A professora da Faculdade de Educação da Universidade do
Estado do Rio de Janeiro (Uerj) Mirian Paura discorda. Ela acredita que a medida
terá efeito limitado, já que a grande maioria dos casos ocorre entre crianças e
adolescentes. Para ela, a questão deve ser resolvida sob o ponto de vista
educacional, não criminal.
— O bullying deve ser tratado como uma
questão psicológica e pedagógica. Quem o pratica necessita de atenção, assim
como as vítimas. Não vejo razões para criminalizar. O caminho para resolver esse
problema passa pela conscientização dentro da escola, para que a equipe tenha
ferramentas para identificar os casos e agir. As escolas precisam saber o que é
o bullying e as formas que ele pode assumir. É importante também discutir os
casos que acontecem no colégio com os pais, para que eles tomem conhecimento.
Uma medida penal não vai resolver um problema educacional.
A socióloga
Miriam Abramovay, coordenadora de políticas públicas para juventude da Faculdade
Latino-americana de Ciências Sociais (Flacso), concorda e diz que há o risco de
“judicializar” problemas que devem ser resolvidos no âmbito da escola. A
pesquisadora explica que ainda há um problema semântico na proposta, pois o
conceito histórico de bullying trata de violência entre crianças ou jovens da
mesma idade.
— A questão do bullying é complexa. Historicamente, o
conceito trata da violência entre pares, então, se há uma diferença de idade
significativa, já deixa de ser bullying. Há, portanto, uma questão semântica. É
muito perigoso judicializar a educação, porque assim você tira a autoridade das
figuras pedagógicas da escola, como os professores e a direção. É como se a
escola fosse impotente para lidar com essa questão. É preciso haver uma política
para atacar o problema da violência nos colégios como um todo, não só o bullying
— afirma Miriam.
O advogado Danilo Sahione, especialista em direito
educacional e com experiência em casos do tipo, é outro que não vê muita
utilidade prática para a tipificação do crime de bullying. Para ele, a questão é
muito mais complexa para ser definida de uma forma que ele considera simplista.

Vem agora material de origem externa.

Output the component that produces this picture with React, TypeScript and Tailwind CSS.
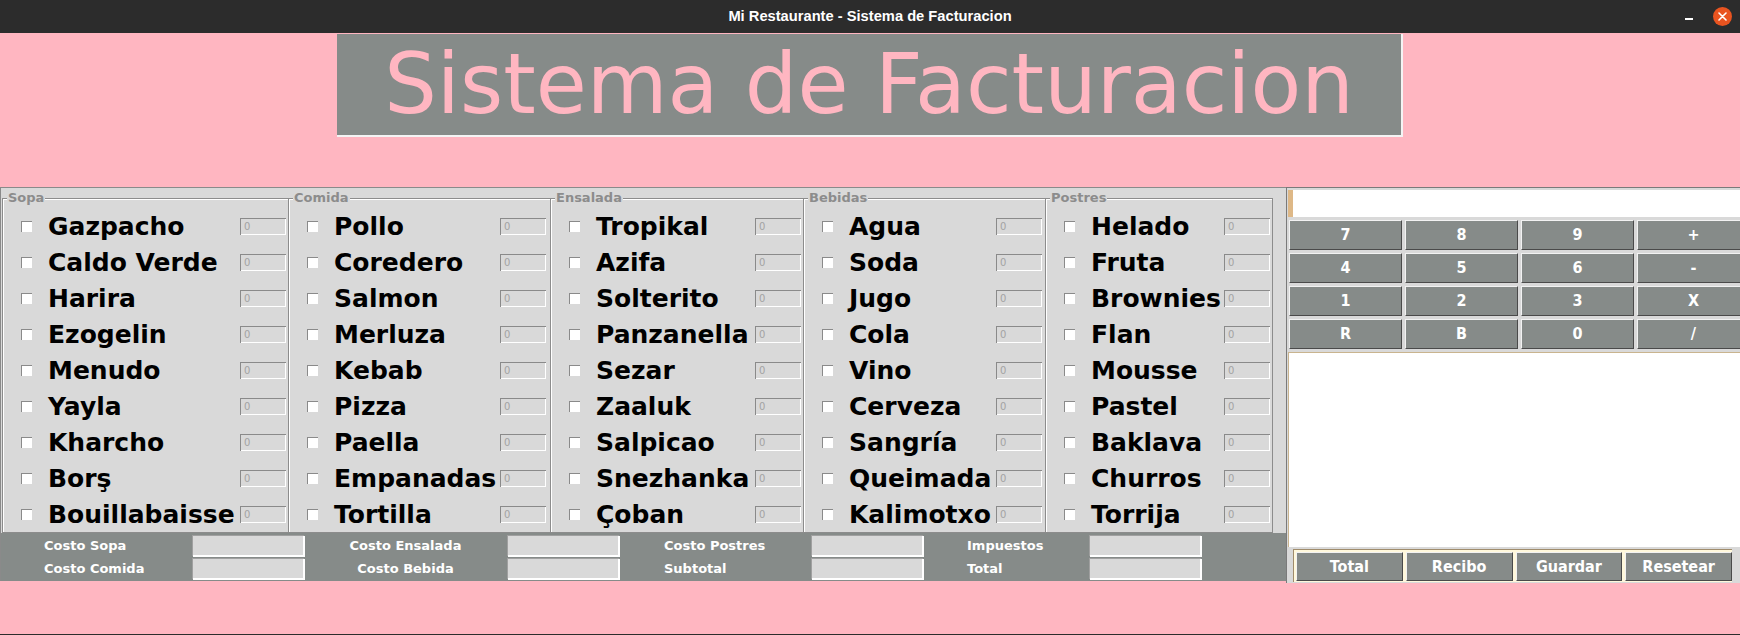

— Ao meu ver, essa medida não tem efeito prático nenhum, porque várias
situações abrangidas em sua caracterização de bullying já estão previstas no
Código Penal. Pior, ao caracterizar a questão do bullying de uma forma
simplista, pode-se fazer com que o trabalho preventivo sobre a questão feito nas
escolas, pelo Ministério Público e pelo Conselho Tutelar, para identificar
aqueles casos que realmente são bullying, seja prejudicado.
Já o
advogado André Pedrosa, especialista em direito processual civil e com
experiência em casos de bullying que foram levados à Justiça, acredita que a
tipificação do crime de bullying é benéfica pelo efeito psicológico e moral que
pode vir a ter, ao mostrar que essa é uma questão que pretende ser levada a
sério pela legislação brasileira.
— Essa questão a gente tem que
analisar sob vários aspectos e uma delas é a própria evolução da sociedade. O
que há 20 anos era considerado brincadeira, hoje é considerado bullying. Esse é
um conceito que muda com o tempo e a legislação tem que acompanhar essas
mudanças, ainda que acabe sendo lenta nisso. Parece-me que a intenção de uma
medida dessas é mais ter um efeito psicológico e moral que, ao meu ver, acaba
sendo benéfico.
A educadora Tânia Zagury também vê com bons olhos a
criminalização da prática para maiores de 18 anos, mas aponta que apenas a via
judicial não é suficiente para resolver o problema. Na sua opinião, medidas de
prevenção são mais eficientes.
— Apenas criminalizar o bullying não é
adequado. Como só atinge maiores de 18 anos, considero válido porque protege os
menores. Mas é necessário um trabalho junto às escolas e às famílias, até porque
muitas vezes a prática ultrapassa os muros do colégio e ocorre inclusive na
internet. Nem tudo é possível resolver através de leis. É melhor investir na
formação do cidadão. O caminho é educar, não punir criminalmente. O bullying,
normalmente, é praticado em situações de superioridade física ou numérica e pode
destruir a autoestima das crianças e adolescentes — explica Tânia.